National Lecture Program

AIA Lecturer: Tara Prakash

Affiliation: College of Charleston

Dr. Tara Prakash is an Assistant Professor in the Department of Art and Architectural History at the College of Charleston. She received her B.A. from Tulane University and her M.A. and Ph.D. in the History of Art and Archaeology from the Institute of Fine Arts at New York University. She specializes in ancient Egyptian material culture. Her research interests include ethnicity and identity, foreigners in ancient Egypt and foreign interconnections, pain and emotions, and artistic agency.  Her recently published book, Ancient Egyptian Prisoner Statues: Fragments of the Late Old Kingdom (Lockwood Press, 2022), is the first comprehensive study on the prisoner statues, a unique series of Egyptian statues that depict kneeling bound foreigners.

Abstracts:


During the late Old Kingdom, six different pharaohs erected nearly life-size, limestone statues of kneeling, bound captives inside their pyramid complexes. These statues are commonly known as prisoner statues, and they were a major part of the monument’s decoration. This talk will focus on the prisoner statues of King Pepi I. These prisoner statues were highly unusual in two important ways. First, they portray generic foreign enemies rather than specific ethnicities, as is typical in Egyptian art. Secondly, the statues were never meant to remain intact; instead, Pepi I’s artists methodically decapitated and butchered them. In their decapitated form, Pepi I’s prisoner statues were ritual offerings and monumental images of the deceased king’s annihilated enemies.
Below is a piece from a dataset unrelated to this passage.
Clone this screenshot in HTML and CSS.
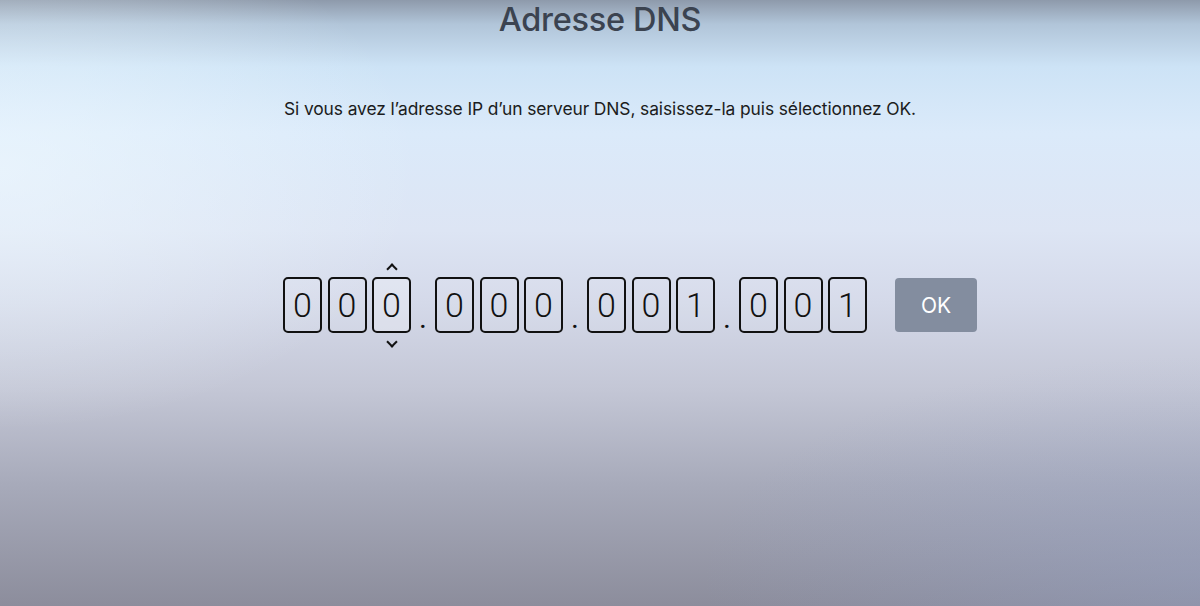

Ancient Egyptian art was filled with emotion, but artists employed iconographic and compositional cues to visualize it rather than facial expressions. As a result, Egyptologists and contemporary viewers have largely failed to recognize these emotions and their significance. This talk will focus on one of the most common and enduring visual motifs from ancient Egypt: the pharaoh in the act of smiting his enemies. While scholars have extensively discussed the multiple layers of complementary and highly significant meanings that the scene had, they have dismissed the representation itself as banal and mundane. However, associated texts, gestures, and compositional details indicate that in these images the king and his enemies were acutely experiencing or displaying emotions, including rage, fear, and suffering, despite their expressionless faces. At the same time, the scene was intended to elicit particular emotional responses, such as joy and happiness, from ancient viewers. In this way, the smiting scene serves as a case study to investigate how Egyptian artists visualized emotions and the role of particular emotions in ancient Egyptian visual culture.

During the late Old Kingdom (ca. 2400–2150 B.C.E.), the Egyptian pharaohs had nearly life-size statues of kneeling, bound foreign captives erected within their pyramid complexes. Today two unprovenanced examples of these unique statues, which are known as prisoner statues, are in the Metropolitan Museum of Art while a third one is in the British Museum. All three arrived at these museums fully reconstructed and restored. In this lecture, I will discuss both the ancient and recent history of these statues. Archival documents and ultraviolet-induced luminescence imaging of the Met statues demonstrates the extent of the statues’ restoration and enables new conclusions on their original context and purpose. In the late Old Kingdom, the ancient Egyptians had intentionally broken these prisoner statues into pieces. This talk will retrace the journey of the pieces around the world and consider when, how, and why they were put back together.

During the Nineteenth Dynasty (ca. 1292-1191), King Ramses II tried to reestablish Egyptian control over the Syrian city of Kadesh, which the Hittites of Anatolia had conquered in the late Eighteenth Dynasty. He recorded the epic battle that he fought at Kadesh against the Hittite Empire and its allies in a series of reliefs, which he had carved onto temple walls throughout Egypt. These reliefs preserve multiple textual and pictorial accounts of Ramses’ struggle. In this lecture, I will consider how the Egyptians portrayed the Hittite king and his coalition in the Kadesh texts and images in order to shed light on both the Egyptian conception of foreigners and the purpose of these reliefs inside the Egyptian temple.

While pain may be something that all human beings encounter, the ways in which people react to and understand it are not universal. Indeed, culture strongly impacts the experience and expression of pain. This lecture will consider the ancient Egyptian conception of pain and the significance that pain had in Egyptian society and culture. Pain was frequently depicted in Egyptian art, but artists employed iconographic and compositional cues to visualize it rather than facial expressions. Moreover, the representation of pain was limited to certain contexts and individuals. This lecture will particularly focus on images of foreigners in pain, considering how and why the Egyptians depicted this and what other emotions were present in these images.